An attribute buffer contains data for a single component attribute and represents one column in a columnar representation of component data. A combination of attribute buffers with the same amount of elements has the power to carry the same information as row-based component buffers.

The type (implying the size) of each attribute can be found using the PGM_meta_attribute_ctype.

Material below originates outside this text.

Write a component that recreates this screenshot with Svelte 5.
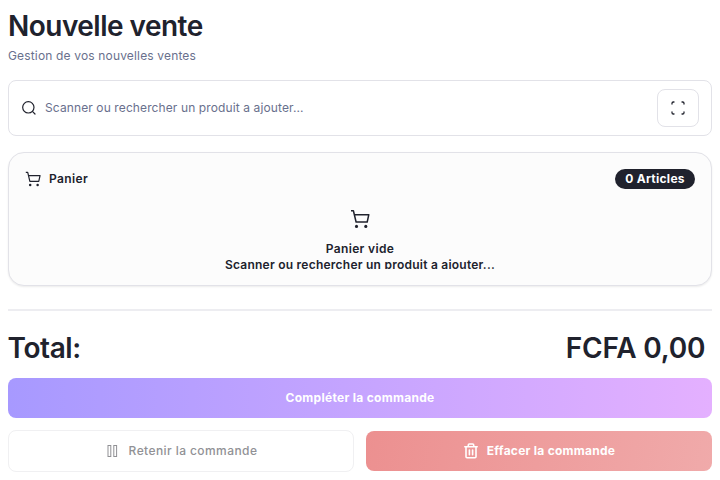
<script>
  const hint = 'Scanner ou rechercher un produit a ajouter...';
</script>

{#snippet cart(size)}
  <svg class="icon" width={size} height={size} viewBox="0 0 20 20" fill="none" stroke="currentColor" stroke-width="1.5">
    <path d="M1 1.8h2.4l2.7 11.2h11.1l1.6-7.3H4.4" stroke-linejoin="round" />
    <circle cx="6.5" cy="17.4" r="1.55" fill="currentColor" stroke="none" />
    <circle cx="15.8" cy="17.4" r="1.55" fill="currentColor" stroke="none" />
  </svg>
{/snippet}

<main>
  <h1><span>Nouvelle vente</span></h1>
  <p class="subtitle"><span>Gestion de vos nouvelles ventes</span></p>

  <div class="search">
    <svg class="icon" width="16" height="16" viewBox="0 0 24 24" fill="none" stroke="currentColor" stroke-width="1.8" stroke-linecap="round">
      <circle cx="11" cy="11" r="8.5" /><path d="m17.5 17.5 3.5 3.5" />
    </svg>
    <span class="placeholder">{hint}</span>
    <button class="scan" aria-label="Scanner">
      <svg width="16" height="16" viewBox="0 0 24 24" fill="none" stroke="currentColor" stroke-width="1.9" stroke-linecap="round" stroke-linejoin="round">
        <path d="M6 3H5a2 2 0 0 0-2 2v1M18 3h1a2 2 0 0 1 2 2v1M6 21H5a2 2 0 0 1-2-2v-1M18 21h1a2 2 0 0 0 2-2v-1" />
      </svg>
    </button>
  </div>

  <section class="card">
    <header>
      {@render cart(16)}
      <span class="cardtitle">Panier</span>
      <span class="badge"><span>0 Articles</span></span>
    </header>
    <div class="empty">
      {@render cart(20)}
      <span class="emptytitle">Panier vide</span>
      <span class="emptytext">{hint}</span>
    </div>
  </section>

  <div class="rule"></div>

  <div class="total"><span class="label">Total:</span><span class="amount">FCFA 0,00</span></div>

  <button class="complete"><span>Compléter la commande</span></button>
  <div class="actions">
    <button class="hold">
      <svg width="16" height="16" viewBox="0 0 16 16" fill="none" stroke="currentColor" stroke-width="1">
        <rect x="3" y="2.5" width="2.8" height="11" /><rect x="8.8" y="2.5" width="2.8" height="11" />
      </svg>
      <span>Retenir la commande</span>
    </button>
    <button class="clear">
      <svg width="16" height="16" viewBox="0 0 16 16" fill="none" stroke="currentColor" stroke-width="1.6" stroke-linejoin="round" stroke-linecap="round">
        <path d="M1.8 3.8h12.4M5.3 3.8V2q0-1 1-1h3.4q1 0 1 1v1.8M3 3.8v10q0 1 1 1h8q1 0 1-1v-10M6.4 7.1v4.6M9.6 7.1v4.6" />
      </svg>
      <span>Effacer la commande</span>
    </button>
  </div>
</main>

<style>
  :global(body) { background: #fff; }
  main {
    box-sizing: border-box;
    height: 480px;
    padding: 8px;
    overflow: hidden;
    display: flex;
    flex-direction: column;
    color: #20222d;
    font-family: Inter, "Liberation Sans", sans-serif;
    font-size: 12px;
    line-height: 16px;
    white-space: nowrap;
  }
  h1, p { margin: 0; }
  svg { flex: none; display: block; }
  button {
    box-sizing: border-box;
    padding: 0;
    border: 0;
    font: inherit;
    color: inherit;
    display: flex;
    align-items: center;
    justify-content: center;
  }
  h1 { height: 36px; line-height: 36px; font-size: 28px; font-weight: 600; letter-spacing: -0.52px; }
  .subtitle { margin-top: 4px; height: 16px; color: #69708d; letter-spacing: 0.16px; }
  .search {
    box-sizing: border-box;
    height: 56px;
    margin-top: 16px;
    padding: 0 12px;
    border: 1px solid #e2e2e8;
    border-radius: 8px;
    display: flex;
    align-items: center;
    gap: 8px;
  }
  .placeholder { color: #69708d; letter-spacing: 0.11px; }
  .scan { width: 42px; height: 38px; margin-left: auto; background: #fff; border: 1px solid #e2e2e8; border-radius: 8px; }
  .card {
    box-sizing: border-box;
    height: 134px;
    margin-top: 16px;
    padding: 16px;
    border: 1px solid #e2e2e8;
    border-radius: 16px;
    background: #fcfcfc;
    box-shadow: 0 1px 2px rgb(0 0 0 / 8%);
  }
  header { display: flex; align-items: center; height: 20px; gap: 8px; }
  .cardtitle { font-weight: 600; letter-spacing: 0.38px; }
  .badge {
    box-sizing: border-box;
    width: 80px;
    height: 20px;
    margin-left: auto;
    border-radius: 10px;
    background: #20222d;
    color: #fff;
    font-weight: 700;
    letter-spacing: 0.28px;
    display: flex;
    align-items: center;
    justify-content: center;
  }
  .empty { display: flex; flex-direction: column; align-items: center; margin-top: 20px; height: 60px; overflow: hidden; }
  .emptytitle { margin-top: 12px; height: 16px; font-weight: 600; letter-spacing: 0.36px; flex: none; }
  .emptytext { font-weight: 600; height: 16px; letter-spacing: 0.24px; flex: none; }
  .rule { height: 2px; margin-top: 23px; background: #ededf1; flex: none; }
  .total { height: 36px; margin-top: 19px; padding-right: 6px; line-height: 36px; font-size: 28px; font-weight: 560; display: flex; justify-content: space-between; }
  .label { letter-spacing: -0.4px; margin-left: -0.5px; }
  .amount { letter-spacing: -0.2px; margin-right: 0.8px; }
  .complete { height: 40px; margin-top: 12px; flex: none; border-radius: 8px; background: linear-gradient(90deg, #a799ff, #e4b0ff); color: #fff; font-weight: 700; letter-spacing: 0.29px; }
  .actions { display: grid; grid-template-columns: 1fr 1fr; gap: 12px; margin-top: 12px; align-items: center; }
  .hold, .clear { gap: 8px; }
  .hold { height: 42px; background: #fff; border: 1px solid #f0f0f2; border-radius: 8px; color: #919195; font-weight: 500; letter-spacing: 0.42px; }
  .clear { height: 40px; border-radius: 8px; background: linear-gradient(100deg, #ec9090, #f0aaaa); color: #fff; font-weight: 700; letter-spacing: 0.26px; }
</style>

Since all attributes consist of primitive types, operations are straightforward. We therefore do not provide explicit interface functionality to create an attribute buffer. Instead, you should use PGM_dataset_const_add_buffer or PGM_dataset_mutable_add_buffer with empty data (NULL) to set a component buffer for data in columnar-format, and use the functions PGM_dataset_const_add_attribute_buffer and PGM_dataset_mutable_add_attribute_buffer to add the attribute buffers directly to a dataset.

Dataset views

For large datasets that cannot or should not be treated independently, PGM_dataset_* interfaces are provided. Currently implemented are PGM_dataset_const, PGM_dataset_mutable, and PGM_dataset_writable. These three dataset types expose a dataset to the power-grid-model with the following permissions on buffers:

Dataset interface

power-grid-model permissions

User permissions

Treat as

PGM_dataset_const_*

Read

Create, read, write

const * const

PGM_dataset_mutable_*

Read, write

Create, read, write

* const

PGM_dataset_writable_*

Read, write

Read

* const

A constant dataset is completely user-owned. The user is responsible for creating and destroying both the dataset and its buffers. This dataset is suited for input and (batch) update datasets.

A mutable dataset is completely user-owned. The user is responsible for creating and destroying both the dataset and its buffers. This dataset is suited for (batch) output datasets.

A writable dataset, instead, cannot be created by the user, but will be provided by the deserializer. The user can then provide buffers to which the deserializer can write its data (and indptr). This allows the buffers to have lifetimes beyond the lifetime of the deserializer. This dataset type is only meant to be used for providing user buffers to the deserializer.